Will json.dumps(sort_keys=True ..) recursively sort nested dictionaries as well?-CodePudding

I need to ensure that the string produced by json.dumps does not ever change if dictionary keys are reordered.

From testing, passing sort_keys=True does indeed do the trick and it does recursively ensure that fields are sorted.

However the official docs are unclear and ambiguous about the recursive nature/behaviour.

If sort_keys is true (default: False), then the output of dictionaries will be sorted by key; this is useful for regression tests to ensure that JSON serializations can be compared on a day-to-day basis.

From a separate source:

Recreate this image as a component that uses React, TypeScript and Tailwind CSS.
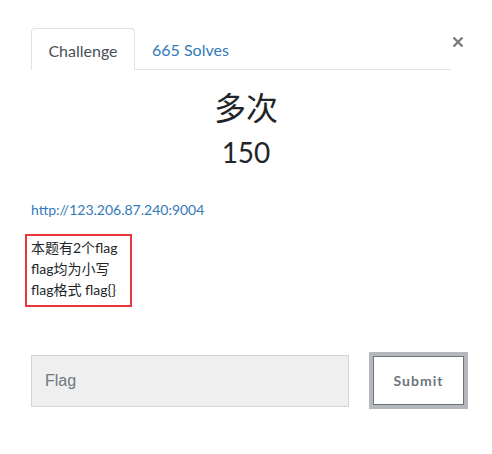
import React from 'react';

const App: React.FC = () => {
  return (
    <div className="relative w-[492px] h-[454px] bg-white font-['Lato','Noto_Sans_CJK_SC',sans-serif] text-[#212529]">
      <button className="absolute left-[452px] top-[36px] w-[12px] h-[12px] text-[#7b7b7b]">
        <svg viewBox="0 0 12 12" width="12" height="12">
          <path d="M1.5 1.5 L10.5 10.5 M10.5 1.5 L1.5 10.5" stroke="currentColor" strokeWidth="2.4" />
        </svg>
      </button>

      <div className="pt-[29px] pl-[31px] pr-[41px]">
        <div className="flex items-end h-[41px] border-b border-[#dee2e6]">
          <div className="-mb-px flex items-center justify-center pt-[3px] w-[104px] h-[42px] border border-[#dee2e6] border-b-white rounded-t-[4px] text-[16px] text-[#495057]">
            Challenge
          </div>
          <div className="flex items-center pt-[2px] h-[41px] pl-[17px] text-[16px] text-[#337ab7]">665 Solves</div>
        </div>

        <div className="-mr-[10px]">
          <h2 className="mt-[19px] text-center text-[32px] leading-[38px] font-normal">多次</h2>
          <h3 className="mt-[8px] text-center text-[28px] leading-[34px] font-normal">150</h3>
        </div>

        <a className="block mt-[31px] text-[14px] leading-[20px] text-[#337ab7]">http://123.206.87.240:9004</a>

        <div className="mt-[14px] -ml-[6px] w-[107px] border-2 border-[#e8363b] pl-[4px] pt-[1px] pb-[5px] text-[14px] leading-[21px] text-[#212529] whitespace-nowrap">
          <p>本题有2个flag</p>
          <p>flag均为小写</p>
          <p>flag格式 flag{'{}'}</p>
        </div>

        <div className="mt-[45px] flex items-center gap-[20px]">
          <div className="shrink-0 w-[318px] h-[52px] bg-[#efefef] border border-[#d1d4d9] flex items-center pl-[13px] font-['Liberation_Sans',sans-serif] text-[16px] text-[#6f777f]">
            Flag
          </div>
          <button className="shrink-0 w-[99px] h-[57px] border-[4px] border-[#b5b8bd] bg-white">
            <div className="w-full h-full border border-[#6c757d] flex items-center justify-center text-[14px] font-bold tracking-[1px] text-[#6c757d]">
              Submit
            </div>
          </button>
        </div>
      </div>
    </div>
  );
};

export default App;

Should I write my own recursive function to dump keys recursively or rely on python to do it.

import json
a = {
  "one": "one",
  "nested": {
    "two": "two",
    "three": "three",
    "nested": {
      "four": "four",
      "five": "five"
    }
  }
}
a_str = json.dumps(a, sort_keys=True)
print(a_str)

b = {
  "nested": {    
    "three": "three",
    "two": "two",
    "nested": {      
      "five": "five",
      "four": "four"
    }
  },
  "one": "one"
}
b_str = json.dumps(b, sort_keys=True)
print(b_str)

print(a_str == b_str) # prints true
assert  a_str == b_str

assert a_str != json.dumps(b) # Works as sort_keys is False by default

replit

CodePudding user response：

Yes, you can rely on that behavior.

In fact, their statement that you quote:

this is useful for regression tests to ensure that JSON serializations can be compared on a day-to-day basis

would be wrong if sort_keys didn't work recursively on nested JSON objects.

CodePudding user response：

The documentation is pretty clear if you read it in the sense

all dictionaries encoded will have their keys sorted

This is also evident from the source for the JSON encoder; _iterencode_dict is called for each dictionary encountered (even if returned from e.g. the default= callable).

https://github.com/python/cpython/blob/8e75c6b49b7cb8515b917f01b32ece8c8ea2c0a0/Lib/json/encoder.py#L333-L355

def _iterencode_dict(dct, _current_indent_level):
    # ...
    if _sort_keys:
        items = sorted(dct.items())
    else:
        items = dct.items()
    # ...